In due time, GenAI might come to the rescue for projects where little data is available. Escobar thinks that in the near future we will be able to artificially generate useful data. And he envisions that eventually we can train models that will generate the data that is needed to solve the problem even without having real data from the physical production system.
Generative AI creates various responses that are not always consistent. In manufacturing, you need to have consistency and reliability. From that point of view, the application of GenAI may introduce additional risks. Manufacturing systems are non-stationary systems, so we need to address that challenge. Escobar explains that AI is an ongoing, iterative process. AI solutions are not forever. They are data driven. So, when a process is exposed to new temporary sources of variation, the quality of your AI predictions will decay. Therefore, you need to develop and maintain a learning and relearning ML scheme.

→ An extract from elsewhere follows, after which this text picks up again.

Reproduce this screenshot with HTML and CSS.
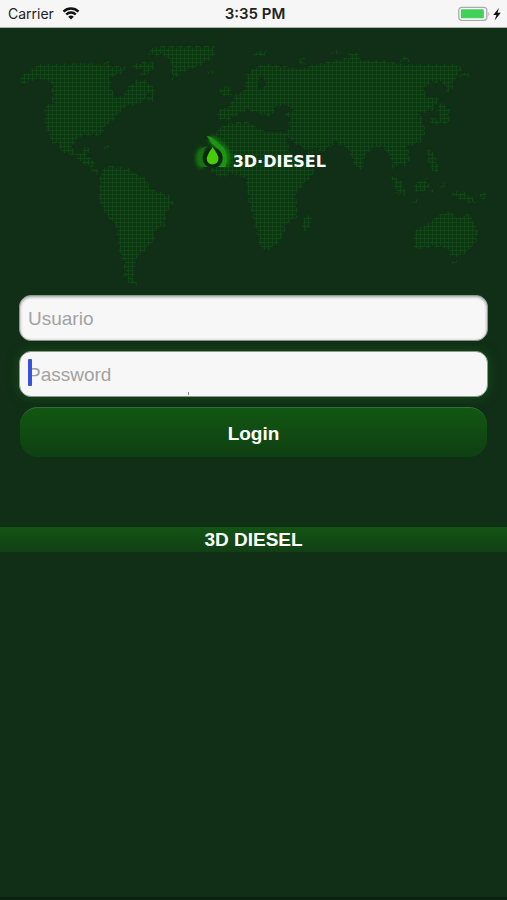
FILE: index.html
```html
<!DOCTYPE html>
<html lang="es">
<head>
<meta charset="utf-8">
<meta name="viewport" content="width=device-width, initial-scale=1">
<title>3D Diesel</title>
<link rel="stylesheet" href="styles.css">
</head>
<body>
<header class="status">
  <div class="status-left">
    <span>Carrier</span>
    <svg class="wifi" viewBox="0 0 18 13" aria-hidden="true">
      <path d="M1.5 4.6a10.8 10.8 0 0 1 15 0M4.2 7.5a6.8 6.8 0 0 1 9.6 0" fill="none" stroke="#111" stroke-width="2.4"/>
      <path d="M9 12.6 6.2 9.8a4 4 0 0 1 5.6 0z" fill="#111"/>
    </svg>
  </div>
  <time class="clock">3:35 PM</time>
  <svg class="battery" viewBox="0 0 44 16" aria-hidden="true">
    <rect x=".8" y="1.3" width="28" height="13" rx="3" fill="#fff" stroke="#aaa" stroke-width="1.3"/>
    <rect x="2.8" y="3.3" width="23" height="9" rx="1" fill="#3fd158"/>
    <path d="M30.4 6q2 2 0 4z" fill="#aaa"/>
    <path d="M41 2 35.2 9h3.2L36.6 14.4l6.2-7.6h-3.3z" fill="#111"/>
  </svg>
</header>
<main>
  <section class="hero">
    <svg class="map" viewBox="0 0 1521 780" aria-hidden="true">
      <defs>
        <pattern id="dots" width="12" height="12" patternUnits="userSpaceOnUse">
          <rect width="12" height="12" fill="#0d3512"/>
          <path d="M0 1.5H12M1.5 0V12" stroke="#124518" stroke-width="3"/>
        </pattern>
      </defs>
      <g fill="url(#dots)" stroke="#112e17" stroke-width="8" stroke-dasharray="10 16">
        <path d="M60 132 84 130 110 102 275 98 310 104 375 110 375 128 332 142 334 174 348 200 368 198 386 168 412 148 440 150 465 176 465 194 410 226 378 228 350 260 318 290 300 322 286 316 244 318 218 346 224 366 244 370 248 352 270 350 262 378 284 390 280 414 304 426 290 434 264 410 240 398 226 378 180 366 178 342 158 344 142 306 134 286 134 228 156 218 154 160 130 148 104 150 64 164z"/>
        <path d="M446 58 480 48 645 48 645 78 605 106 544 128 516 152 512 98 490 76 446 76zM306 94h24v10h-24zM390 106 435 94 465 98 462 118 432 140 414 128 434 122 400 116zM618 122h30v10h-30zM306 348h22v10h-22zM444 194h20v22h-20z"/>
        <path d="M300 428 324 406 388 414 408 432 434 440 454 476 512 496 520 522 500 544 496 588 468 600 464 632 432 666 412 684 404 708 404 750 418 768 390 764 372 736 372 694 360 682 348 590 318 556 296 510z"/>
        <path d="M654 232 676 234 690 222 700 198 732 180 740 132 770 108 790 102 840 106 900 116 940 104 1000 92 1045 82 1045 68 1080 68 1080 90 1160 92 1210 102 1370 102 1392 118 1364 150 1358 180 1342 188 1330 158 1290 158 1272 180 1284 202 1322 200 1298 242 1264 250 1278 306 1264 336 1224 352 1232 386 1216 410 1192 402 1180 430 1172 386 1150 354 1128 350 1096 374 1088 422 1064 410 1044 358 1008 338 972 364 926 376 922 362 890 346 862 326 870 362 894 390 950 420 936 438 888 490 894 560 858 584 856 604 836 640 808 662 780 658 766 592 744 510 736 444 700 432 658 444 634 426 614 384 640 330 654 296 684 278 744 274 780 298 812 306 862 304 868 264 832 232 810 262 772 250 742 242 710 256 688 272 652 268z"/>
        <path d="M924 546 936 566 926 600 908 604 904 578zM658 174 694 166 696 200 662 198zM896 82h18v22h-18zM994 62h28v10h-28zM760 66 800 60 798 78 760 80zM1200 80h28v16h-28zM1308 242 1324 214 1350 240 1348 280 1328 282 1292 284 1286 264 1322 264zM1380 128h30v12h-30z"/>
        <path d="M1170 432 1206 454 1222 500 1190 492zM1240 462 1282 444 1290 474 1264 488 1244 484zM1280 352 1304 370 1320 424 1300 430 1284 394zM1234 508h22v10h-22zM1292 470 1304 488 1290 496zM1348 484 1392 484 1422 504 1428 522 1404 518 1362 500zM1440 488h18v20h-18zM1322 456h12v20h-12z"/>
        <path d="M1240 600 1290 576 1310 556 1340 546 1360 544 1358 556 1384 562 1402 540 1420 572 1436 606 1430 634 1404 666 1378 682 1350 678 1340 656 1304 650 1242 660zM1356 690h14v12h-14z"/>
      </g>
      <path d="M772 166 786 130 798 164 780 178zM828 236 850 222 884 240 852 252zM926 358l30-4v8h-30zM858 318l16 14 8 24-14-10z" fill="#112e17"/>
    </svg>
    <div class="brand">
      <svg class="drop" viewBox="0 0 108 120" aria-hidden="true">
        <defs>
          <filter id="glow" x="-50%" y="-50%" width="200%" height="200%"><feGaussianBlur stdDeviation="6"/></filter>
        </defs>
        <g fill="none" stroke="#187a0b" stroke-width="20" filter="url(#glow)"><path d="M46 22 84 54Q98 76 86 98M26 100Q8 76 28 52"/></g>
        <path d="M37 16 50 19 82 47Q98 68 88 101H68Q81 91 81 75 80 63 70 53L50 37z" fill="#1d9414"/>
        <path d="M42 43Q25 51 23 71 22 91 41 101H22Q6 72 23 52 30 45 42 43z" fill="#187013"/>
        <circle cx="53" cy="76" r="27" fill="#0a2811"/>
        <path d="M53 47Q67 66 69 76 69 93 53 94 37 93 37 77 39 66 53 47z" fill="#48cb08"/>
      </svg>
      <span class="brand-name">3D·DIESEL</span>
    </div>
  </section>
  <form class="login">
    <input class="field" type="text" aria-label="Usuario" placeholder="Usuario">
    <div class="focused">
      <input class="field" type="password" aria-label="Password" placeholder="Password">
      <span class="caret"></span>
      <span class="speck"></span>
    </div>
    <button class="submit" type="button">Login</button>
  </form>
</main>
<footer class="footer">3D DIESEL</footer>
</body>
</html>
```
FILE: styles.css
```css
* { box-sizing: border-box; }

body {
  margin: 0;
  min-height: 100vh;
  background: #112e17;
  border-bottom: 3px solid #0b2111;
  color: #fff;
  font-family: "Liberation Sans", Arial, sans-serif;
}

.status {
  display: grid;
  grid-template-columns: 1fr auto 1fr;
  align-items: center;
  height: 28px;
  padding: 0 5px 0 8px;
  border-bottom: 1px solid #a9b5aa;
  background: #f6f6f6;
  color: #222;
  font: 14px Inter, sans-serif;
}

.status-left { display: flex; align-items: center; gap: 8px; }
.wifi { width: 18px; height: 13px; }
.clock { font-size: 15px; font-weight: 600; }
.battery { width: 44px; height: 16px; justify-self: end; }

.hero { position: relative; padding-top: 2px; }
.map { display: block; width: 100%; }

.brand {
  position: absolute;
  top: 39%;
  left: 38%;
  display: flex;
  align-items: flex-end;
}

.drop { width: 40px; height: 44px; }

.brand-name {
  font: bold 16px/24px "DejaVu Sans", sans-serif;
}

.login {
  display: flex;
  flex-direction: column;
  gap: 10px;
  padding: 5px 19px 0;
}

.field {
  display: block;
  width: 100%;
  height: 46px;
  padding: 2px 9px 0 8px;
  border: 1px solid #879b87;
  border-radius: 12px;
  outline: 0;
  background: #f7f7f7;
  box-shadow: inset 0 1px 3px #999;
  color: #222;
  font: 19px "Liberation Sans", Arial, sans-serif;
}

.field::placeholder { color: #a2a2a2; opacity: 1; }

.focused { position: relative; border-radius: 12px; box-shadow: 0 0 12px #155018; }
.focused .field { box-shadow: none; }

.caret {
  position: absolute;
  top: 8px;
  left: 9px;
  width: 4px;
  height: 27px;
  border-radius: 1px;
  background: #3552df;
}

.speck {
  position: absolute;
  bottom: 2px;
  left: 36%;
  width: 1px;
  height: 3px;
  background: #7885a0;
}

.submit {
  height: 50px;
  margin: 0 1px;
  padding: 2px 0 0;
  border: 0;
  border-top: 1px solid #347037;
  border-radius: 18px;
  background: linear-gradient(#125713, #0e4011);
  color: #fff;
  font: bold 19px "Liberation Sans", Arial, sans-serif;
}

.footer {
  margin-top: 70px;
  background: linear-gradient(#125514, #113f14);
  font-size: 19px;
  font-weight: bold;
  line-height: 25px;
  text-align: center;
}
```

The implementation of solutions that are able to replace the human base, offers a quick win. For instance, leverage AI for visual inspections and human-based monitoring systems. Those solutions already have shown 80 percent reliability. That is higher than human reliability because humans get tired and distracted, while doing these mortifying tasks.
The most basic prerequisite is digitalization. Identify the most critical operations, the ones in which you see that you have data, and that are generating significant non-conformances or shortcomings. As soon as possible, you digitalize those operations and get the data in the format that you need. In the meantime, you start building your data science team or assign third party expertise.